__EXERCISE__
Omit all images, then return the remaining material exactly as it stands.

* * * * * * *

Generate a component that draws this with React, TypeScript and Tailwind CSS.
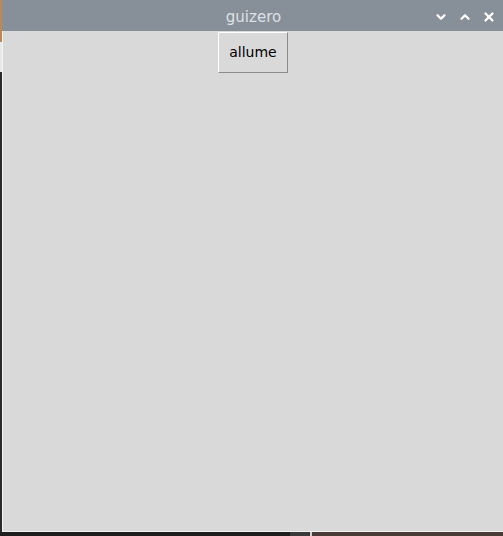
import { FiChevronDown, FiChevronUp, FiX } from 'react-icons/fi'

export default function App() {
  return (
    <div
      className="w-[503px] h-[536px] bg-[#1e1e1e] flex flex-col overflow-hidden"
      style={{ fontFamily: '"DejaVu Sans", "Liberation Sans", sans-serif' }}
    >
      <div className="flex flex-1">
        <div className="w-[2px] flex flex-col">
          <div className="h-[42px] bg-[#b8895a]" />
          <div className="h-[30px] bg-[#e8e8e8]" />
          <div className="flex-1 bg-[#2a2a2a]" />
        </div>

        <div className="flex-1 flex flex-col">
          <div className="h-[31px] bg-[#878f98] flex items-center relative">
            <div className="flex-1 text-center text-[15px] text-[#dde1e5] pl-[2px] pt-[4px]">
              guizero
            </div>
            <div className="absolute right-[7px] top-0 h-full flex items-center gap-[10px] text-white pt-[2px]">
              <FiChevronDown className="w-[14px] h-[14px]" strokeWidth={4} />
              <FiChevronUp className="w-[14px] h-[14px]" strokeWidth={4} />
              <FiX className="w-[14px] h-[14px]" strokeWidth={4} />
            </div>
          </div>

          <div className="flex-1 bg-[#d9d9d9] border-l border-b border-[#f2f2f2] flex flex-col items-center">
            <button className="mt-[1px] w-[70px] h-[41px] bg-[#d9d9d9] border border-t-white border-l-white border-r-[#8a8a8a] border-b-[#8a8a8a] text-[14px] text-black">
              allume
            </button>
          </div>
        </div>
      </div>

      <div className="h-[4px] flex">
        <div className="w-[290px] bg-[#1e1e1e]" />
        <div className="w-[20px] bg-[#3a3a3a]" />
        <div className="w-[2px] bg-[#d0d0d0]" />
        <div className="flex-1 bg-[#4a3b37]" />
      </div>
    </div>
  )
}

* * * * * * *

__EXERCISE RESULT__
Generate a component that draws this with React, TypeScript and Tailwind CSS.
import { FiChevronDown, FiChevronUp, FiX } from 'react-icons/fi'

export default function App() {
  return (
    <div
      className="w-[503px] h-[536px] bg-[#1e1e1e] flex flex-col overflow-hidden"
      style={{ fontFamily: '"DejaVu Sans", "Liberation Sans", sans-serif' }}
    >
      <div className="flex flex-1">
        <div className="w-[2px] flex flex-col">
          <div className="h-[42px] bg-[#b8895a]" />
          <div className="h-[30px] bg-[#e8e8e8]" />
          <div className="flex-1 bg-[#2a2a2a]" />
        </div>

        <div className="flex-1 flex flex-col">
          <div className="h-[31px] bg-[#878f98] flex items-center relative">
            <div className="flex-1 text-center text-[15px] text-[#dde1e5] pl-[2px] pt-[4px]">
              guizero
            </div>
            <div className="absolute right-[7px] top-0 h-full flex items-center gap-[10px] text-white pt-[2px]">
              <FiChevronDown className="w-[14px] h-[14px]" strokeWidth={4} />
              <FiChevronUp className="w-[14px] h-[14px]" strokeWidth={4} />
              <FiX className="w-[14px] h-[14px]" strokeWidth={4} />
            </div>
          </div>

          <div className="flex-1 bg-[#d9d9d9] border-l border-b border-[#f2f2f2] flex flex-col items-center">
            <button className="mt-[1px] w-[70px] h-[41px] bg-[#d9d9d9] border border-t-white border-l-white border-r-[#8a8a8a] border-b-[#8a8a8a] text-[14px] text-black">
              allume
            </button>
          </div>
        </div>
      </div>

      <div className="h-[4px] flex">
        <div className="w-[290px] bg-[#1e1e1e]" />
        <div className="w-[20px] bg-[#3a3a3a]" />
        <div className="w-[2px] bg-[#d0d0d0]" />
        <div className="flex-1 bg-[#4a3b37]" />
      </div>
    </div>
  )
}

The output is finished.